## [Written instruction]
Say how many lines contain "this"; the answer is the number alone.

** Start of Recorded information **

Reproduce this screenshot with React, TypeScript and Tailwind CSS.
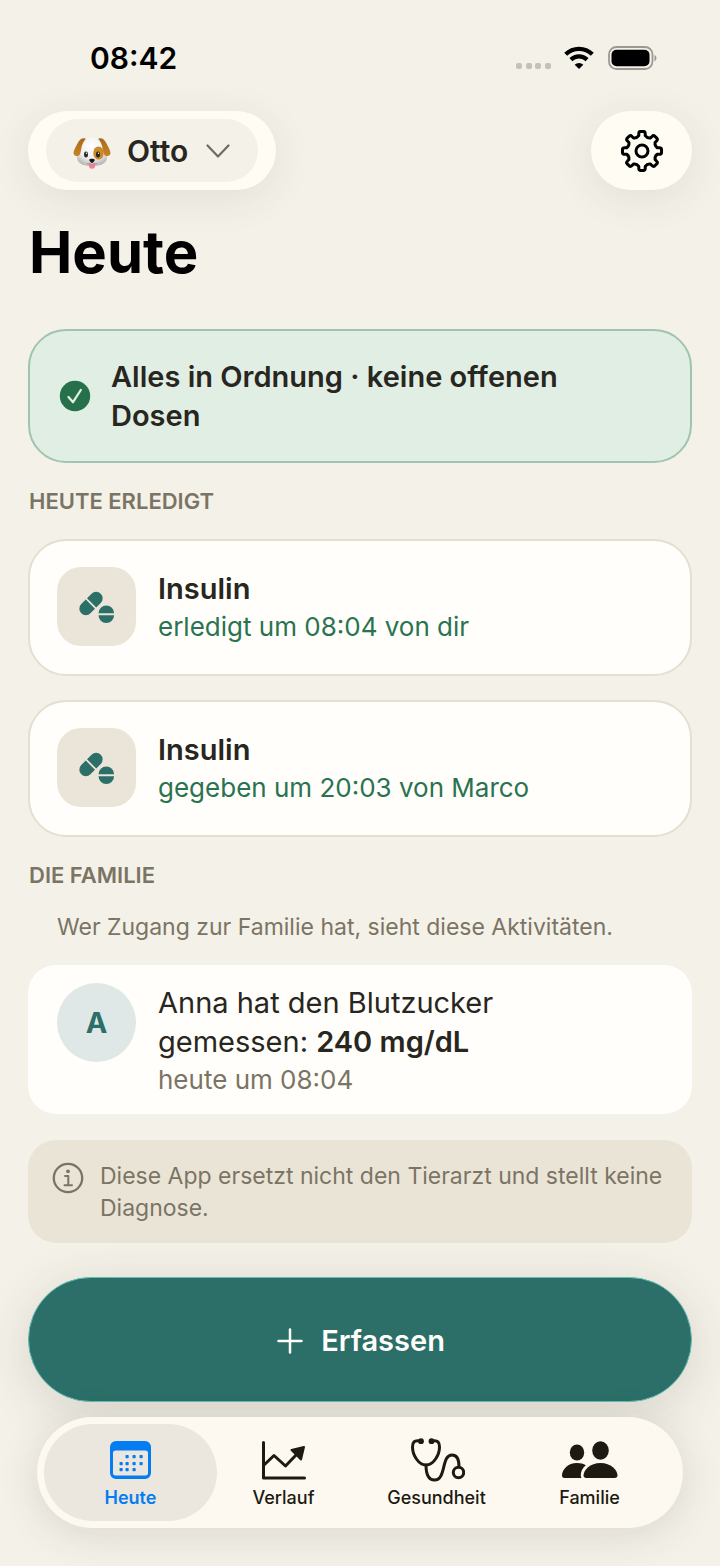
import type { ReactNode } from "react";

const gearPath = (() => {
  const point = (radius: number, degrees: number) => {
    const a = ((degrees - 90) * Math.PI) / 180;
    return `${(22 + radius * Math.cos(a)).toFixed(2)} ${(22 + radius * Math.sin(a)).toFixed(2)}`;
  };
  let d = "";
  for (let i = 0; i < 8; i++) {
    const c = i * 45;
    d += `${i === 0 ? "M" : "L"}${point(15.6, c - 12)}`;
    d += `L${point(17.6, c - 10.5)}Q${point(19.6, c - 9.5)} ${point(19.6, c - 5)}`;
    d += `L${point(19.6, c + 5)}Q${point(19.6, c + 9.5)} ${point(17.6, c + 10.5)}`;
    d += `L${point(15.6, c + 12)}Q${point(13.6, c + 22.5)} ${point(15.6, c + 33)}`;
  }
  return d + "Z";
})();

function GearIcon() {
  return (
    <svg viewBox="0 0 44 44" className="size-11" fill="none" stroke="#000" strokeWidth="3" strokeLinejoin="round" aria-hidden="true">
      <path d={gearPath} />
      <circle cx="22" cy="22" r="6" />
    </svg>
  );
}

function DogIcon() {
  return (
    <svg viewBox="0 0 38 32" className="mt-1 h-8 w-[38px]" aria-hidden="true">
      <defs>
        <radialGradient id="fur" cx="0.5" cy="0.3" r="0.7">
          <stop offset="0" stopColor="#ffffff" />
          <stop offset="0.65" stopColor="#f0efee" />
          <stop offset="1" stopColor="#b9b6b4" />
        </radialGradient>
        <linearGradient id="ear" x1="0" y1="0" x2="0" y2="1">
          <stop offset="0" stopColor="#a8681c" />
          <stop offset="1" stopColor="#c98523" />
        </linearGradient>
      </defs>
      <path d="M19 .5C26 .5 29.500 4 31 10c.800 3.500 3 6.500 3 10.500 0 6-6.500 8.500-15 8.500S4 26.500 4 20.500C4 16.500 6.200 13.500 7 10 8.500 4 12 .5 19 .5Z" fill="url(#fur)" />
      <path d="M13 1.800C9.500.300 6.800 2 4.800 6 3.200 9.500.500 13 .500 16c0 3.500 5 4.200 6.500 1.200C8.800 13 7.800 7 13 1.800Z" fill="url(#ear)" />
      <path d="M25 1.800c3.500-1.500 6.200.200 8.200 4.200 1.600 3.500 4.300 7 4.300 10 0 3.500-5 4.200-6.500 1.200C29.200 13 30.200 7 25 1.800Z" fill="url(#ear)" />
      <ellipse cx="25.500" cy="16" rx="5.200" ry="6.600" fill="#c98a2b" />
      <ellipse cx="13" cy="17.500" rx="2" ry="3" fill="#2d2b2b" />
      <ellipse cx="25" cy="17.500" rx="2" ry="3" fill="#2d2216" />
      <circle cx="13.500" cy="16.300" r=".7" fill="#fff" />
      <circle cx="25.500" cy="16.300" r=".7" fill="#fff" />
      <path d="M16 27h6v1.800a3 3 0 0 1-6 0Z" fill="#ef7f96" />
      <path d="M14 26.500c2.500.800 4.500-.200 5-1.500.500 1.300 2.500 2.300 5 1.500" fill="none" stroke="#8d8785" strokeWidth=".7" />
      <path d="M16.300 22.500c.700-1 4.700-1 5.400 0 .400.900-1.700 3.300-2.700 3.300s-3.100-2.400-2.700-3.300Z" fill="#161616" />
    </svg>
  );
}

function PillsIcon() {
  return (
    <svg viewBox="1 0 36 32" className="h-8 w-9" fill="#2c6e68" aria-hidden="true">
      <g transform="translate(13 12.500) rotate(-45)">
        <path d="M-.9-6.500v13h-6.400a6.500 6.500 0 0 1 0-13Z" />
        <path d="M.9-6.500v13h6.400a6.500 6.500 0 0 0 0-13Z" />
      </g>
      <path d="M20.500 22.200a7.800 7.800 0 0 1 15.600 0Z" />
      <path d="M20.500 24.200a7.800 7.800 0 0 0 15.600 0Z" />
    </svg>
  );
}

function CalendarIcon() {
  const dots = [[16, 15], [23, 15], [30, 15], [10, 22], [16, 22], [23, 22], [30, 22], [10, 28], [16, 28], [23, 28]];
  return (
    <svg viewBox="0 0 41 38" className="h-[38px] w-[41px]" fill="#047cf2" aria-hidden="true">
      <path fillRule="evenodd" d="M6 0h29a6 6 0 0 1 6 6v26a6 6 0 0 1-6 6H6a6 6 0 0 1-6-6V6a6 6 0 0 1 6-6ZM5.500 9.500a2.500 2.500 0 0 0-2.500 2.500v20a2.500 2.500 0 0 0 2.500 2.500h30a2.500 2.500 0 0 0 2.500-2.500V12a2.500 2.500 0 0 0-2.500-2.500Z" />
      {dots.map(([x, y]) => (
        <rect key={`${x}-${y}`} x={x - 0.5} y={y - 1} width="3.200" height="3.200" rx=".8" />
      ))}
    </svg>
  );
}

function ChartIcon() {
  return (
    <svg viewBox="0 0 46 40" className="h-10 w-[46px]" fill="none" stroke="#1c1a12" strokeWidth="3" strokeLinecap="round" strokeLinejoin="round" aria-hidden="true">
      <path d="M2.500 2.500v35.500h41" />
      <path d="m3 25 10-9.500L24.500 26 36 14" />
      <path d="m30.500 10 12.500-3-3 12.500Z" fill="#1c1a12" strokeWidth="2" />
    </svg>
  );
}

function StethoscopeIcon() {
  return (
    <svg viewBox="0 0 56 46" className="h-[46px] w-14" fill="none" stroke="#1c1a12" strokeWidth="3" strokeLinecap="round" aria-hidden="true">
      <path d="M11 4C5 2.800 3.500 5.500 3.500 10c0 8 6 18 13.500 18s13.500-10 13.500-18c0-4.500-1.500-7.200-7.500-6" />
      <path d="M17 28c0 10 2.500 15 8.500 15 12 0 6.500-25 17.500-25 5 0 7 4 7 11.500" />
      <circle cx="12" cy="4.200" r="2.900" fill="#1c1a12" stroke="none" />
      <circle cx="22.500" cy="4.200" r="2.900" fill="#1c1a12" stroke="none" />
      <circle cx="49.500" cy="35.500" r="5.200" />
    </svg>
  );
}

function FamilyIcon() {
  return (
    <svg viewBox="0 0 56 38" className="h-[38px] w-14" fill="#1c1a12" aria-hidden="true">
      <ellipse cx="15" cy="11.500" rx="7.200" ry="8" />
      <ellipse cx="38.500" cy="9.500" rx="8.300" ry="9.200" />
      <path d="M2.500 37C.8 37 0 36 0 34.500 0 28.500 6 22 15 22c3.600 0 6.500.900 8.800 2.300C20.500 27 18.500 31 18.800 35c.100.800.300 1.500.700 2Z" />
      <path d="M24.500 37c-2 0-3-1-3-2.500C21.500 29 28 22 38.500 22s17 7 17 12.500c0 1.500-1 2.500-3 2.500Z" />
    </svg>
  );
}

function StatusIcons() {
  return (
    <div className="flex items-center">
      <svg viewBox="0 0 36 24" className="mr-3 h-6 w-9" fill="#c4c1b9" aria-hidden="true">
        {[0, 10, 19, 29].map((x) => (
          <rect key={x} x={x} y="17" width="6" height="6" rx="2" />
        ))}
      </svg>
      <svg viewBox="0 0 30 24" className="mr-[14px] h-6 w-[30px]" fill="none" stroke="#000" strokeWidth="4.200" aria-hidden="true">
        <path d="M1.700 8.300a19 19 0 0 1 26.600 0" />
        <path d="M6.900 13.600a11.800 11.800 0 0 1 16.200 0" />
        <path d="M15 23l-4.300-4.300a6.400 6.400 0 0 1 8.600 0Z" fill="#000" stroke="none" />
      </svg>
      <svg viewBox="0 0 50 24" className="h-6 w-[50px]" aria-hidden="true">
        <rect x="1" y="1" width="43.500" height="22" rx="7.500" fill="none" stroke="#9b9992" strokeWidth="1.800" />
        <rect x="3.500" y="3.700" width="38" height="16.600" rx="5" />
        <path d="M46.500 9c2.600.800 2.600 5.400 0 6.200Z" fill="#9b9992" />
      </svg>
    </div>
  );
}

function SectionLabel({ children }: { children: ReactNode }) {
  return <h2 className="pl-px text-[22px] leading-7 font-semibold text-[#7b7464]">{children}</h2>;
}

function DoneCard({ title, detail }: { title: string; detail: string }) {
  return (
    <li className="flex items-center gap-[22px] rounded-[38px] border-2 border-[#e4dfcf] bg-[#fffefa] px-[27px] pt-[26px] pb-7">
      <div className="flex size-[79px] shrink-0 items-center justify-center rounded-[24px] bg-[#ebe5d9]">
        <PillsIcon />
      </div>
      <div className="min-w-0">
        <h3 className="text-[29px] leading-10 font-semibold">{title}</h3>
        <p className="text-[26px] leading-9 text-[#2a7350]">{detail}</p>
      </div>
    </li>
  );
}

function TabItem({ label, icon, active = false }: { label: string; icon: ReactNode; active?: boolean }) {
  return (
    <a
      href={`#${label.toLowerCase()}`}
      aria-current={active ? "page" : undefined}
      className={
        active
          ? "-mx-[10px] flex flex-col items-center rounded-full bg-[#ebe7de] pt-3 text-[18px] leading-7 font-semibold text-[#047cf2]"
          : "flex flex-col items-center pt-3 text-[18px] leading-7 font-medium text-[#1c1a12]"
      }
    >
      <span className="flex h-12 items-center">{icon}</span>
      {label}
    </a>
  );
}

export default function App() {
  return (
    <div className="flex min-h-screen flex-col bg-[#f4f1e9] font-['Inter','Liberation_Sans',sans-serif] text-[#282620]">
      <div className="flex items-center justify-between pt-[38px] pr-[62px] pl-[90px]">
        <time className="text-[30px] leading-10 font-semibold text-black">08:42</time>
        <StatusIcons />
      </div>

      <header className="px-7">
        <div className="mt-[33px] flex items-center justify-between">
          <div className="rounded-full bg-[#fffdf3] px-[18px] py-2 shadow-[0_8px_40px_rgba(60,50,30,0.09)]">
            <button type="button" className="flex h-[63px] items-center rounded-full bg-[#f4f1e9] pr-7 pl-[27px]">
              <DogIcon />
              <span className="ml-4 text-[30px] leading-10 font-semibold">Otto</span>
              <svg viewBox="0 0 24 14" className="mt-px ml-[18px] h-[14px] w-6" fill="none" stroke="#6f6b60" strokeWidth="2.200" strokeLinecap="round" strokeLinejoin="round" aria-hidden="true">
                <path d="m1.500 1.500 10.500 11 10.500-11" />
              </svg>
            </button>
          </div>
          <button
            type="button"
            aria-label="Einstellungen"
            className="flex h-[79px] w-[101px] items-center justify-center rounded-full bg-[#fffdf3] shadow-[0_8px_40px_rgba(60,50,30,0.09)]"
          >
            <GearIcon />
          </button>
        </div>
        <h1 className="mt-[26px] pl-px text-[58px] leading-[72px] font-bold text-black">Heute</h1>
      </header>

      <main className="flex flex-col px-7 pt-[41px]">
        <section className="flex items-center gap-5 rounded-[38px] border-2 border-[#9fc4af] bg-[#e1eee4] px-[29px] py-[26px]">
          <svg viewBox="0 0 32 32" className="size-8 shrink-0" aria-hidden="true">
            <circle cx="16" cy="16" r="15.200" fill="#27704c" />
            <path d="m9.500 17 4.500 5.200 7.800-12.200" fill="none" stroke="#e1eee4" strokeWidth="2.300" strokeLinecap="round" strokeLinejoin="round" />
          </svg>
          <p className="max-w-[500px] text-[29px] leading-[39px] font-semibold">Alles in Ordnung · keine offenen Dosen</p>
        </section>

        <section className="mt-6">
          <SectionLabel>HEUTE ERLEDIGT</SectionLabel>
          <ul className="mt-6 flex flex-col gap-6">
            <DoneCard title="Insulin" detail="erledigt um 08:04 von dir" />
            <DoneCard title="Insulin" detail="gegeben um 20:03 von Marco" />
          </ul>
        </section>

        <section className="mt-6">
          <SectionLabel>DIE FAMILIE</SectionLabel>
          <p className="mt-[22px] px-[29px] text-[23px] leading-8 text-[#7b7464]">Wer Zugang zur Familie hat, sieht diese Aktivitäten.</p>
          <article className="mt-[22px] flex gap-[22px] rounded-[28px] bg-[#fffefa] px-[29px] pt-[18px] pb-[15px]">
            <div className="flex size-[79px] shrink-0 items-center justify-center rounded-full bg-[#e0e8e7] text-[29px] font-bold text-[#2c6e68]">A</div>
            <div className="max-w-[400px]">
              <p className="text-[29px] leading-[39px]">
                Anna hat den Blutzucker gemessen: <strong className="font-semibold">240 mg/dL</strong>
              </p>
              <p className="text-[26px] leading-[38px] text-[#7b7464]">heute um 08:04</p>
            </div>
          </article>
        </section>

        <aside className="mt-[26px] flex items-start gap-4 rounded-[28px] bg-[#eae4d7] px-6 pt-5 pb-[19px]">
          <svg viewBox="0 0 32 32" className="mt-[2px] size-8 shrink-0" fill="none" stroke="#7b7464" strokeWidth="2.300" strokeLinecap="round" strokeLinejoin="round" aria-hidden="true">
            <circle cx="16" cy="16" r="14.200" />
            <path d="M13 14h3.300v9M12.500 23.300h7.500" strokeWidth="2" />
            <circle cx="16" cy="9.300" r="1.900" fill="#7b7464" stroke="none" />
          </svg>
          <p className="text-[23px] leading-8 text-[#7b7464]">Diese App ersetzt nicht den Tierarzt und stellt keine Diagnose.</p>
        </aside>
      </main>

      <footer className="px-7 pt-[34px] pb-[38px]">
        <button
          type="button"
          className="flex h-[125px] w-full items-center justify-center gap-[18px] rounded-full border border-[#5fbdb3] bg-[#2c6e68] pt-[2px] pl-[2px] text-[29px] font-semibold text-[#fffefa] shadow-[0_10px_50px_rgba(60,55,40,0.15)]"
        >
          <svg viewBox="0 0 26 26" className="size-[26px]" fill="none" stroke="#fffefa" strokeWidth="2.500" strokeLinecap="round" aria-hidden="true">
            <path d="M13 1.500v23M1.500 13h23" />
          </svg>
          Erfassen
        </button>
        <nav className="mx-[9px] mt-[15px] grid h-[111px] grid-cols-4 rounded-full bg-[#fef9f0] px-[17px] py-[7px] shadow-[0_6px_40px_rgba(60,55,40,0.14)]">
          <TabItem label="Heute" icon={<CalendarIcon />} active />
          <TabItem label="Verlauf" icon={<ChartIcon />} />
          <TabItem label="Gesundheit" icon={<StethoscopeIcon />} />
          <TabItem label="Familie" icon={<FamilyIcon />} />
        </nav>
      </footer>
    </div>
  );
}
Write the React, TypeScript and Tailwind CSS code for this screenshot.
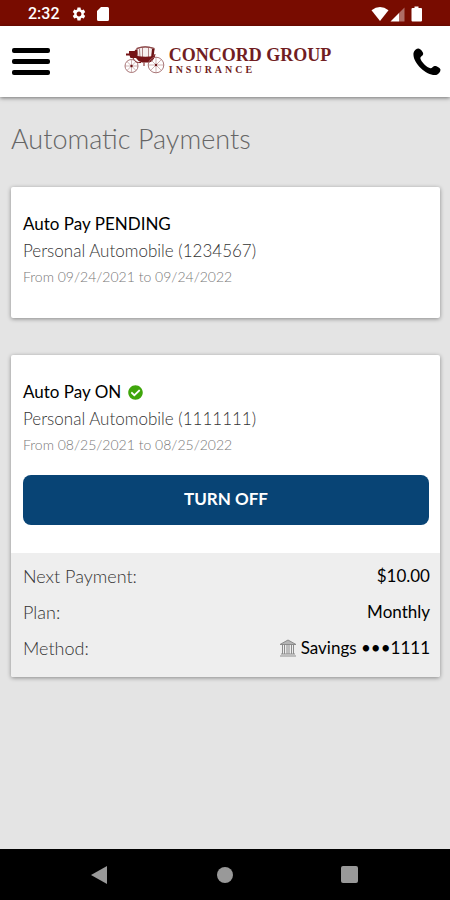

** End of Recorded information **

## [Correct response]
2